DATASET EXTRACT:
------------------------------------------------
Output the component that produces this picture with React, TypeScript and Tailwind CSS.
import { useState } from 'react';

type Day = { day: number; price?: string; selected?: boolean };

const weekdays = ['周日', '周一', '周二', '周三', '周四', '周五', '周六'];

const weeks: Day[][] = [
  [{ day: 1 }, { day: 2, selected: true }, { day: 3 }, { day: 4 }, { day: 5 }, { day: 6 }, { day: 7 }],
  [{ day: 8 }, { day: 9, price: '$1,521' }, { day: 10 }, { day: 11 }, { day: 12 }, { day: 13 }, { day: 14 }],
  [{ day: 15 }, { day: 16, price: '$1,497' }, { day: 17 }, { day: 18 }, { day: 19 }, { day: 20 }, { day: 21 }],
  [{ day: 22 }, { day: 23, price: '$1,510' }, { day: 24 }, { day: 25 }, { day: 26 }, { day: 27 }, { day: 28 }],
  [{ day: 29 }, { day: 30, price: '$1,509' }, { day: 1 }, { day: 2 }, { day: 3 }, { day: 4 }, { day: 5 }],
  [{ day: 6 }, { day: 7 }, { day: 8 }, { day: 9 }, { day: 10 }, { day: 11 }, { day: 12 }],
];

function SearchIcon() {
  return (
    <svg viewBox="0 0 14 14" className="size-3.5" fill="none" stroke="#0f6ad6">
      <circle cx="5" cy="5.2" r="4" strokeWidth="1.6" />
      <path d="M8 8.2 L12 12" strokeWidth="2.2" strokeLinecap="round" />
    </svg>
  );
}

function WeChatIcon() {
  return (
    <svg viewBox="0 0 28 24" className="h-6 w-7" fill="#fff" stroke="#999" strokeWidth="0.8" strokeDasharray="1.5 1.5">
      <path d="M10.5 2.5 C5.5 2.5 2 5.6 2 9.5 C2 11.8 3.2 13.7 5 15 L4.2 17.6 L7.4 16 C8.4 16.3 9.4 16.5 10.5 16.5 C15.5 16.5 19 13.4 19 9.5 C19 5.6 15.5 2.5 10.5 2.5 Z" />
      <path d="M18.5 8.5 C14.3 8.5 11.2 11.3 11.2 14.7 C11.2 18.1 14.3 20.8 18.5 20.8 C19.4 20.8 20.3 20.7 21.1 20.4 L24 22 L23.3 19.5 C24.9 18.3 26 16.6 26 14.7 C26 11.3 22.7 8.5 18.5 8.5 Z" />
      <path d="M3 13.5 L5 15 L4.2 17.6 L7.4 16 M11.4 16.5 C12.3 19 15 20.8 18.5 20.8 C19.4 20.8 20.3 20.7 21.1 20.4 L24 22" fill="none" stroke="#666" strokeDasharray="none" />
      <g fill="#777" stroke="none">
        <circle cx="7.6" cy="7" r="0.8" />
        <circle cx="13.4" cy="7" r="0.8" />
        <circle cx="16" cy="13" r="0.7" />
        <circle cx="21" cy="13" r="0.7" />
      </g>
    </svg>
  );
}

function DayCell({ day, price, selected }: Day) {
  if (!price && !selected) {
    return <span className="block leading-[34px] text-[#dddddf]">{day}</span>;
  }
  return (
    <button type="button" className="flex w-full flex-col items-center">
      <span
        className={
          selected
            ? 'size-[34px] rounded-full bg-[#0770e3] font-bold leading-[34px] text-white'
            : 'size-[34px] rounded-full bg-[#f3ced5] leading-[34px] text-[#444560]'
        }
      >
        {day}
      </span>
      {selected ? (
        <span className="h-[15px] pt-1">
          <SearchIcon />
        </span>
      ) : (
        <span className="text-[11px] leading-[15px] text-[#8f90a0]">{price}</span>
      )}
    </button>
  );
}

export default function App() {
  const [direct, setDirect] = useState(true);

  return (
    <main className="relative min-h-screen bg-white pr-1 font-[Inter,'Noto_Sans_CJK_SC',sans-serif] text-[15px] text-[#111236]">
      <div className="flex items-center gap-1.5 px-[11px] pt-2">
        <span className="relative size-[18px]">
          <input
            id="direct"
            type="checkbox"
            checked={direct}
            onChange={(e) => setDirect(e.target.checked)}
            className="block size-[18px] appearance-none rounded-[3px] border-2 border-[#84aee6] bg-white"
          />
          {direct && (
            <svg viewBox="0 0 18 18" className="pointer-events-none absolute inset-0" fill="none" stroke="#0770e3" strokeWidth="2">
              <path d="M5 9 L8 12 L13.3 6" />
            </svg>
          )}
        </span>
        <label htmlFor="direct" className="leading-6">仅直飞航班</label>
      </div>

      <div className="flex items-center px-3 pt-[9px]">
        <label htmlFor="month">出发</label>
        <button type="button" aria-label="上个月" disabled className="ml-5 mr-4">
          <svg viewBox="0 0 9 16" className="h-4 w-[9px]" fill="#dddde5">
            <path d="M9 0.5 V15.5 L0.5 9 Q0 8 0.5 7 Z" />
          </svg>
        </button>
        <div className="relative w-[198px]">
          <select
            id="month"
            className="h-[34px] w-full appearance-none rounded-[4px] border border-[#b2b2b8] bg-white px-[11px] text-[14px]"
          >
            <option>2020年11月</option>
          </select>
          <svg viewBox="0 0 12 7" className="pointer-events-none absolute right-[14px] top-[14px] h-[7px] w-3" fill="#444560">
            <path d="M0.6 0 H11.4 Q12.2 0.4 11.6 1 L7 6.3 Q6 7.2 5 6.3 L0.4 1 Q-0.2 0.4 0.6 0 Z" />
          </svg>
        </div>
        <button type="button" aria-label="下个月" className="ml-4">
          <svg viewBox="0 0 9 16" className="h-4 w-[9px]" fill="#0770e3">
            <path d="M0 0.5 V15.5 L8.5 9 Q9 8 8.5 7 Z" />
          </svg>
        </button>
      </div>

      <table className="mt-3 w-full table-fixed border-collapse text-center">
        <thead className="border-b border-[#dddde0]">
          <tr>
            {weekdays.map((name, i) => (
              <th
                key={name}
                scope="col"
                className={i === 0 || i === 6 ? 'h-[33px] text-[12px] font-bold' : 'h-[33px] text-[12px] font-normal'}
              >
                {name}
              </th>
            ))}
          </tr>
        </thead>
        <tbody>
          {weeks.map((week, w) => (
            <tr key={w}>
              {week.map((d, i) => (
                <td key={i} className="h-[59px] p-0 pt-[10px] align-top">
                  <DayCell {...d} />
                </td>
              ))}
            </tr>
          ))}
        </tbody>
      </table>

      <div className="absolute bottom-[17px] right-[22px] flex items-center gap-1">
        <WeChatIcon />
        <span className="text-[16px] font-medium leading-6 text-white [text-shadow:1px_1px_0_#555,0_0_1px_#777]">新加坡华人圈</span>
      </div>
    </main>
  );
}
------------------------------------------------
TASK: Set down each line of the material verbatim, from the first line through the line that contains "const weekdays = ['周日', '周一', '周二', '周三', '周四', '周五', '周六'];".

ANSWER TO THE TASK:
Output the component that produces this picture with React, TypeScript and Tailwind CSS.
import { useState } from 'react';

type Day = { day: number; price?: string; selected?: boolean };

const weekdays = ['周日', '周一', '周二', '周三', '周四', '周五', '周六'];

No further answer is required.